Toprak sahibi seçkinlerin milattan sonra 2. ve 3. yüzyıldaki lüks yaşamlarının detayları da projenin sonuçları arasında bulunuyor.
Pergamon sergisi de yapıldı
ABD'nin New York kentindeki Antik Dünya Araştırma Enstitüsü (Institute for the Study of the Ancient World - ISAW) bünyesinde, 22 Nisan tarihinde internet üzerinden tüm arkeoloji dünyasına yönelik sergi eşliğinde ders düzenlendi.
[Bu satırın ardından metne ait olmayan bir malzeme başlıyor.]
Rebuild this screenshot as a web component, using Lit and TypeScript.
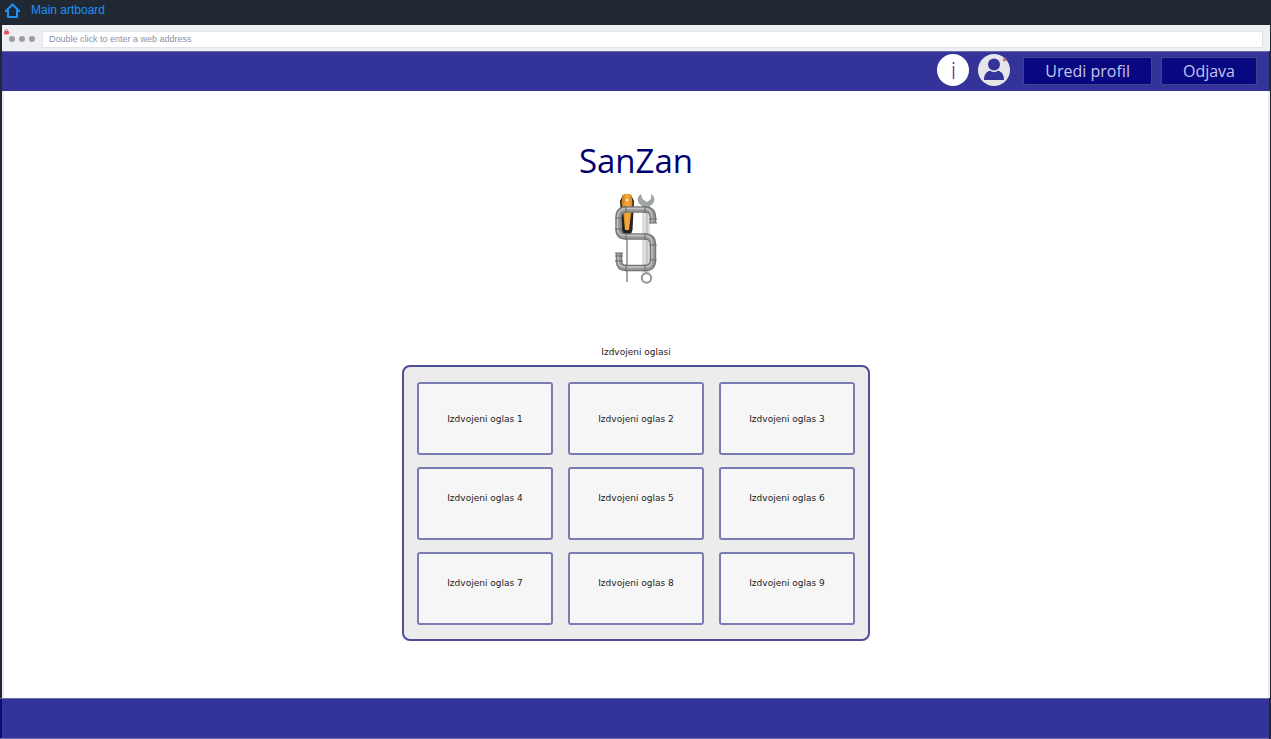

Alman Arkeoloji Enstitisü Müdürü Prof. Felix Pirson'un verdiği derste Galen'in tıp dünyasına getirdiği yenilikler, felsefi yönü, kitapları, antik çağdaki yaşam şartları anlatıldı.
Sergi kapsamında, dönemi anlatan resimlere, bilgilendirme notlarına ve sesli anlatımlara da yer verildi.
UNESCO Dünya Miras Listesi'nde yer alan Bergama Antik Kenti'nde 1800 yıl önceki yaşam, New York Üniversitesi Antik Dünya Araştırma Enstitüsü (Institute for the Study of the Ancient World - ISAW) aracılığıyla dünyaya duyuruldu.